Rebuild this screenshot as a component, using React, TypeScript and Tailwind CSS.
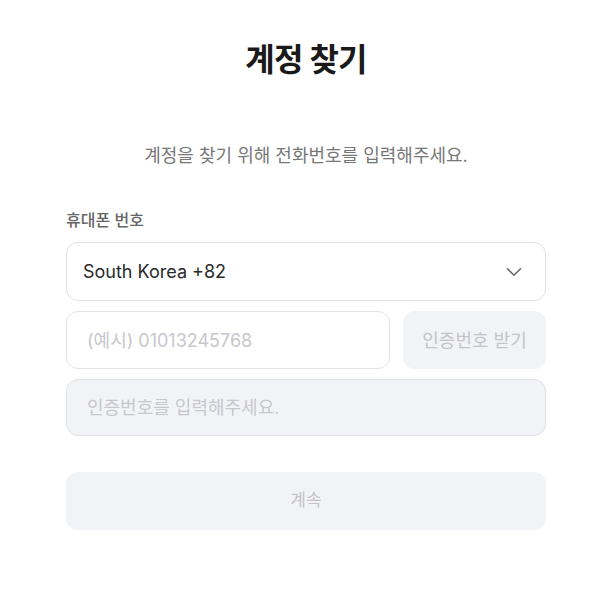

--

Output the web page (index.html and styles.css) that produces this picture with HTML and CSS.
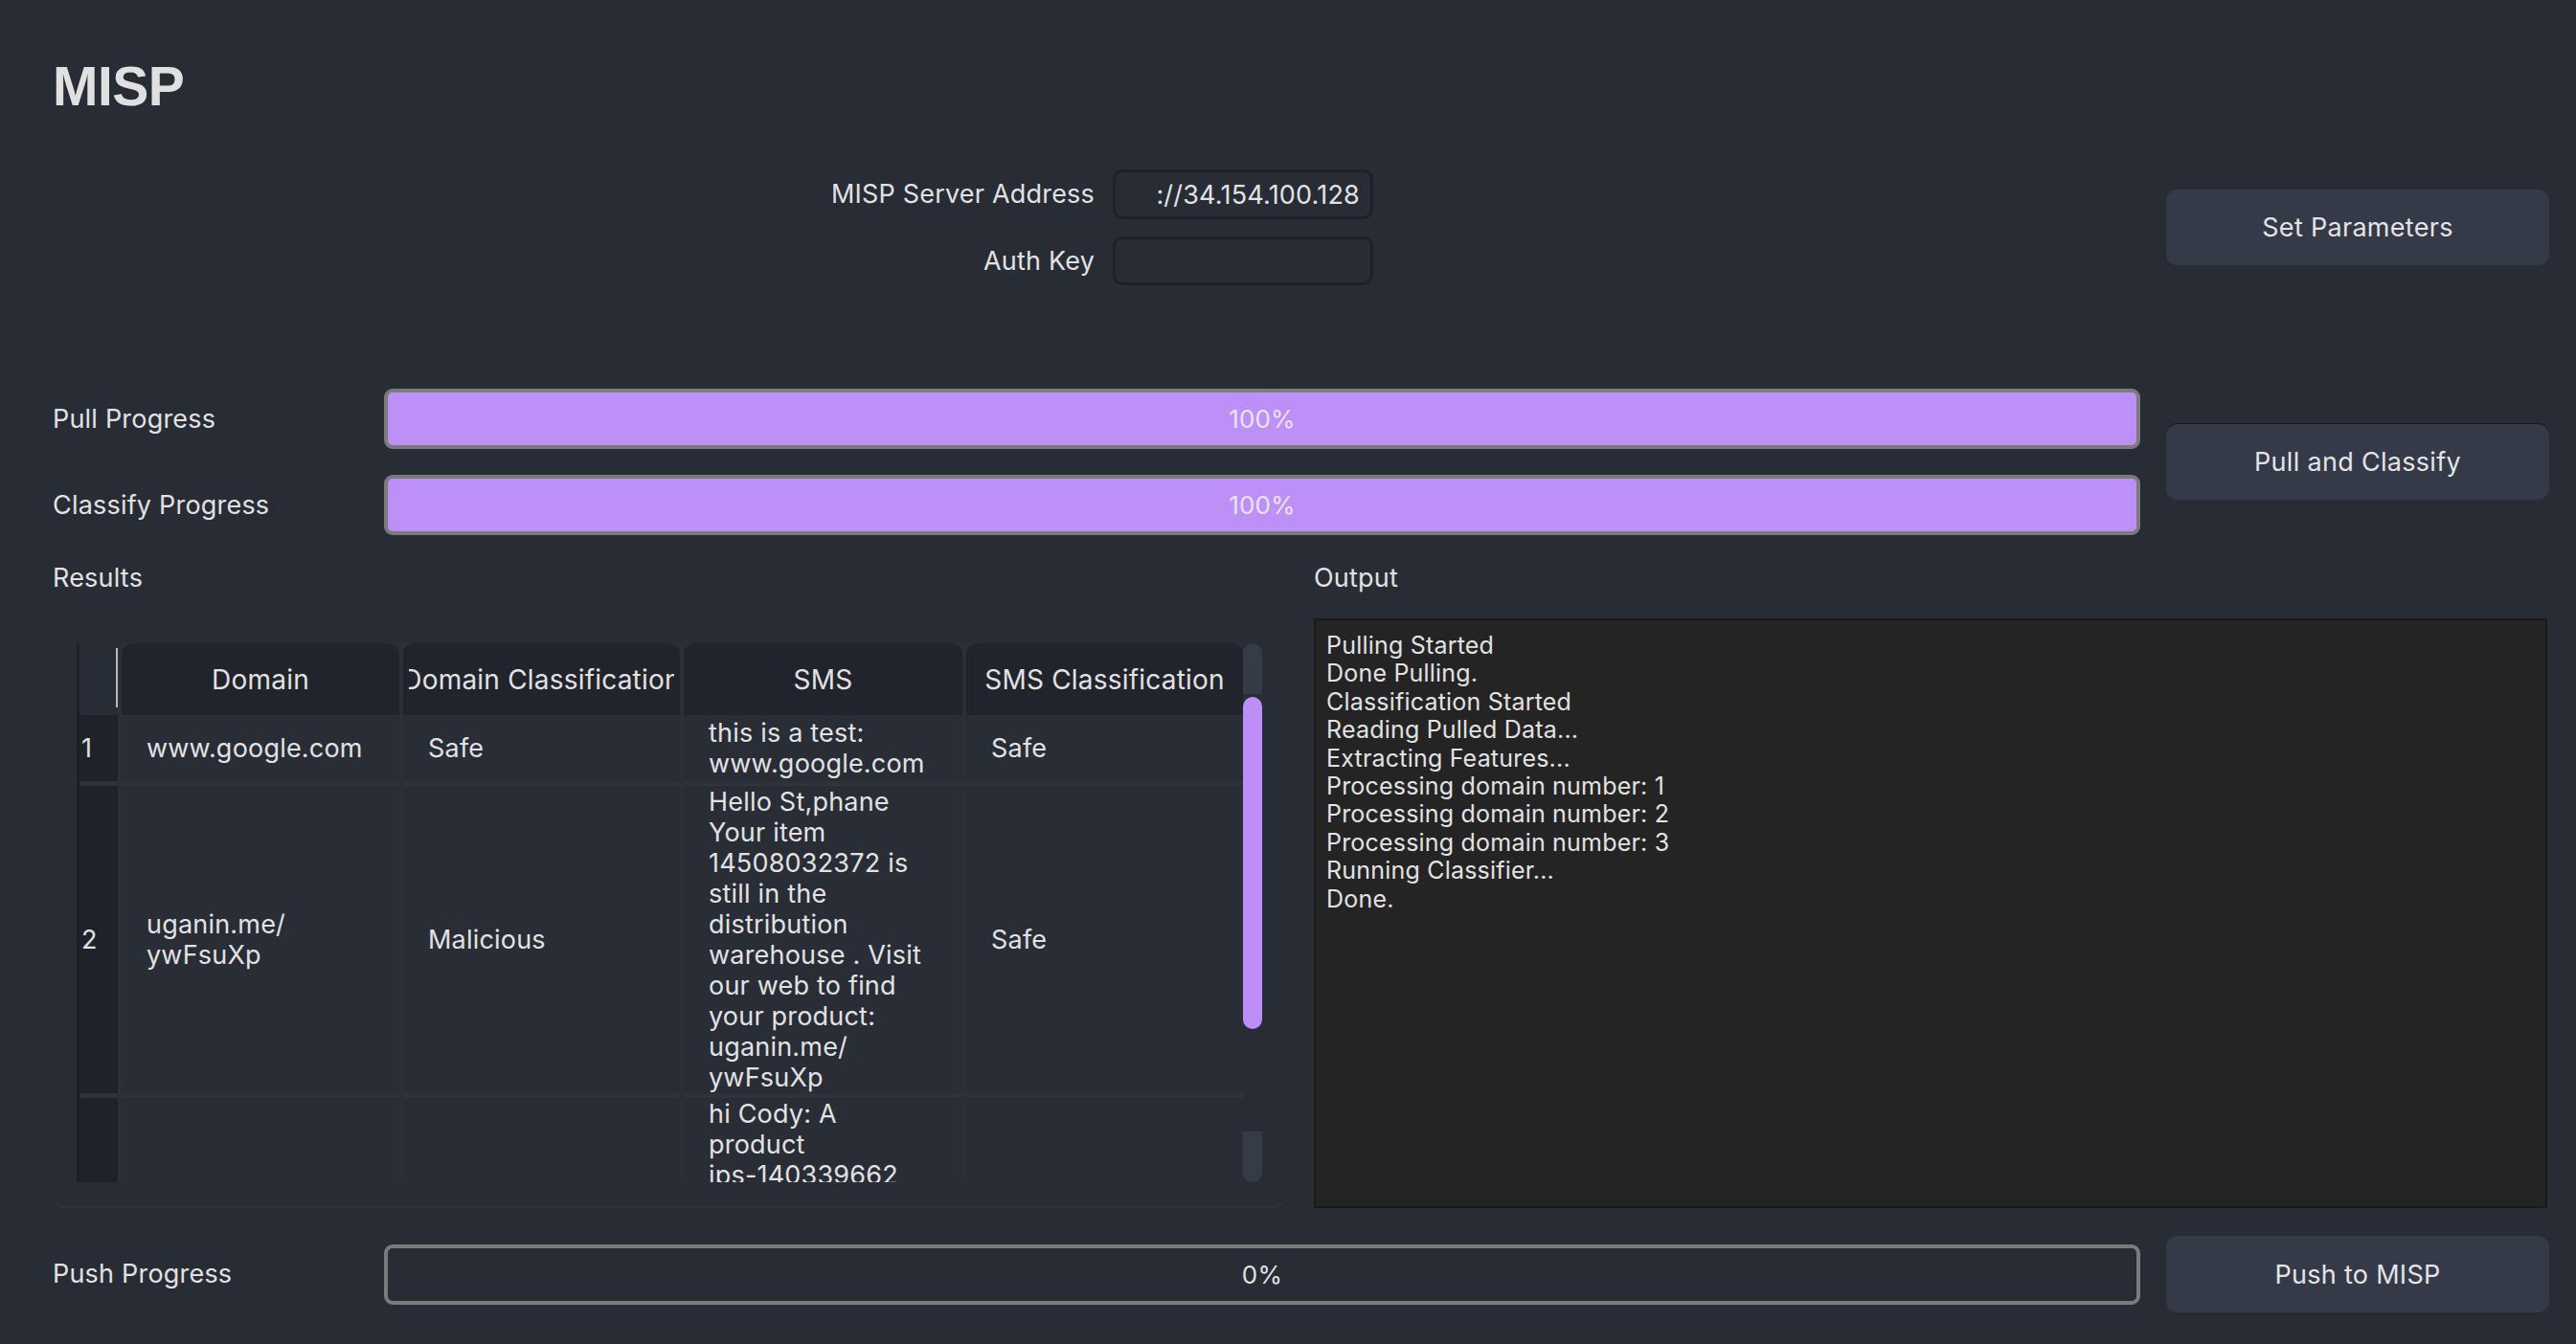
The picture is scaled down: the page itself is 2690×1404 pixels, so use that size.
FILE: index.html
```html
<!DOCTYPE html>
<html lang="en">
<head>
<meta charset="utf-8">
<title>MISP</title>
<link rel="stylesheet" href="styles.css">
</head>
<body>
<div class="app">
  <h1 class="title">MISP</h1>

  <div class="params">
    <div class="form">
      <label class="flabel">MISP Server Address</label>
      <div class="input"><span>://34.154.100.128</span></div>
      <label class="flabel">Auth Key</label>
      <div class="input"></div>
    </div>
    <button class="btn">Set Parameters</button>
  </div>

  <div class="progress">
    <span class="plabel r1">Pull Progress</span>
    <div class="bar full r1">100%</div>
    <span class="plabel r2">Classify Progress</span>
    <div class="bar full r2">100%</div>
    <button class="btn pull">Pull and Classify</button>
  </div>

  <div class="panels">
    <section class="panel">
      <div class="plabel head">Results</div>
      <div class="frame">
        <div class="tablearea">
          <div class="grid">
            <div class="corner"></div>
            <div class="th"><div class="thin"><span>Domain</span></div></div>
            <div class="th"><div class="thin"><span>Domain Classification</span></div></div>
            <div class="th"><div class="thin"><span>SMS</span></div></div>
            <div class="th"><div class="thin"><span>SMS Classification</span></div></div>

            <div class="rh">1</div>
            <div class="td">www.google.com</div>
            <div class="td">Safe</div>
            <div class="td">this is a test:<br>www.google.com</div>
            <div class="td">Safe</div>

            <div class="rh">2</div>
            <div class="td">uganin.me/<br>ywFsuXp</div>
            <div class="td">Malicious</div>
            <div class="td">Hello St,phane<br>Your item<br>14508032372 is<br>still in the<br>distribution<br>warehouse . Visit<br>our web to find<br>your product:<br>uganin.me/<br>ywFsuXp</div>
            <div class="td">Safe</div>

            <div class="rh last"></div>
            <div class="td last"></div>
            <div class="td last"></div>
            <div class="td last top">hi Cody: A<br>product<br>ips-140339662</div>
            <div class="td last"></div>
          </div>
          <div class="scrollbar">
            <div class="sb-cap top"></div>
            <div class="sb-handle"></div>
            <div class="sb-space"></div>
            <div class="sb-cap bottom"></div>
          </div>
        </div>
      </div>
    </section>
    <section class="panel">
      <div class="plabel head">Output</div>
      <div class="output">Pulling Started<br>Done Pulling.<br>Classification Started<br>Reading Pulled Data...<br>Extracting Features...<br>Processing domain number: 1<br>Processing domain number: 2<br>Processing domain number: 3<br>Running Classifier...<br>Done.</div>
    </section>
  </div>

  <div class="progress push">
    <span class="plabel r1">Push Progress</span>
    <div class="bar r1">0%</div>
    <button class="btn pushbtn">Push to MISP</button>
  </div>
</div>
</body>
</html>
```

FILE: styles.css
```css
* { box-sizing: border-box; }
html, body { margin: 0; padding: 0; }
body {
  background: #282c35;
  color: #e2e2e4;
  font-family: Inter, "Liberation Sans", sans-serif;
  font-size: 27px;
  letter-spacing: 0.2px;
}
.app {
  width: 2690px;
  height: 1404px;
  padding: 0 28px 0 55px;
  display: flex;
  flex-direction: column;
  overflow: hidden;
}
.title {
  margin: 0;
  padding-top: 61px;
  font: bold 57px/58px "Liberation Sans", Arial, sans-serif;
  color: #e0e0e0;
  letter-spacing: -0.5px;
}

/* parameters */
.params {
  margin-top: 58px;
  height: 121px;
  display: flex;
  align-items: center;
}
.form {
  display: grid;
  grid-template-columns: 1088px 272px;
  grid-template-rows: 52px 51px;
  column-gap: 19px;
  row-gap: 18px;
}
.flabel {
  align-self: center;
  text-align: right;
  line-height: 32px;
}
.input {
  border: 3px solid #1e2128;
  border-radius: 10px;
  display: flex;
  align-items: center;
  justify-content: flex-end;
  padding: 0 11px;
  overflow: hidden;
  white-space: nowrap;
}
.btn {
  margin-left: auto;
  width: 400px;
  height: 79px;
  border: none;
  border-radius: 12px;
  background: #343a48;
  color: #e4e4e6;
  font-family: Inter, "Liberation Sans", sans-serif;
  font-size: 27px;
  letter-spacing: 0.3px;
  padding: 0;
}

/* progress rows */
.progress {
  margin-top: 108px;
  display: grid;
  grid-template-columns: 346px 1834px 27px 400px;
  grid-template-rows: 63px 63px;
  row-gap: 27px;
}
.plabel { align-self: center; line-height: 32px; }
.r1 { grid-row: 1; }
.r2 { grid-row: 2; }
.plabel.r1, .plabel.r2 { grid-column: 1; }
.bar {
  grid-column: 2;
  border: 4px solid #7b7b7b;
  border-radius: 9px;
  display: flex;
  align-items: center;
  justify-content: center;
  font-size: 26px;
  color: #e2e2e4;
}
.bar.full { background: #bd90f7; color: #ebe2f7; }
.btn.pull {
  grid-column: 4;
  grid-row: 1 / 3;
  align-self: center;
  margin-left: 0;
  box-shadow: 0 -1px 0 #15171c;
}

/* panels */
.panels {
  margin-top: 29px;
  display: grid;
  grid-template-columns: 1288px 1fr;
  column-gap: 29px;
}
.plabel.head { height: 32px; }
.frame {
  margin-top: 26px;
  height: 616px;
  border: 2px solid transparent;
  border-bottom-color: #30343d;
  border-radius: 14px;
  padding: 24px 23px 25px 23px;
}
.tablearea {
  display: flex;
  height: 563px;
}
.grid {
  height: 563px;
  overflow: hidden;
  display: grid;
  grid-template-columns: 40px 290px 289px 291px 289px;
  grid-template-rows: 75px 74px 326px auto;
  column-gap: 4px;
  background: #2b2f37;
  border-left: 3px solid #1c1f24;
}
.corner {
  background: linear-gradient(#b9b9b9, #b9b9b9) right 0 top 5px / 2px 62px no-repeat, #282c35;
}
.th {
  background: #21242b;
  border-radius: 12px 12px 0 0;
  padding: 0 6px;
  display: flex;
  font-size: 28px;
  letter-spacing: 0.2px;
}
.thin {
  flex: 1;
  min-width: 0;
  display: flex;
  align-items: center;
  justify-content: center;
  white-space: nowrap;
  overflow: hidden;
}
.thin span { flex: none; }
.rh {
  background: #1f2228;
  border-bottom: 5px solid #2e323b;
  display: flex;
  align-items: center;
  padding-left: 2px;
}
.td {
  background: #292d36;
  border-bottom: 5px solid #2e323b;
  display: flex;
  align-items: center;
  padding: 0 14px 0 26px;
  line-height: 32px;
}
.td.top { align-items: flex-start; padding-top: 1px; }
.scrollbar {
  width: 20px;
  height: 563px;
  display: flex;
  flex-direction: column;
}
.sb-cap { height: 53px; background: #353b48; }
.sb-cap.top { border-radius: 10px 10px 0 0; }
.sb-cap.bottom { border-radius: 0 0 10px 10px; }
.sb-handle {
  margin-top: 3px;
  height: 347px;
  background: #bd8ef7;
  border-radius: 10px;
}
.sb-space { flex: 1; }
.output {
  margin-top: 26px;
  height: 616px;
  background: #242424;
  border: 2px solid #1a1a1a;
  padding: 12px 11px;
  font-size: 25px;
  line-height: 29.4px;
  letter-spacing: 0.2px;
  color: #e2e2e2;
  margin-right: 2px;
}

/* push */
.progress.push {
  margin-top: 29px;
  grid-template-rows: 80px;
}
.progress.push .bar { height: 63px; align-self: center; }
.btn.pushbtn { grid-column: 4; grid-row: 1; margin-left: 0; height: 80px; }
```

:: Required task ::
From the entries, report each line that includes the word "index".

:: Solution to this exercise ::
Output the web page (index.html and styles.css) that produces this picture with HTML and CSS.
FILE: index.html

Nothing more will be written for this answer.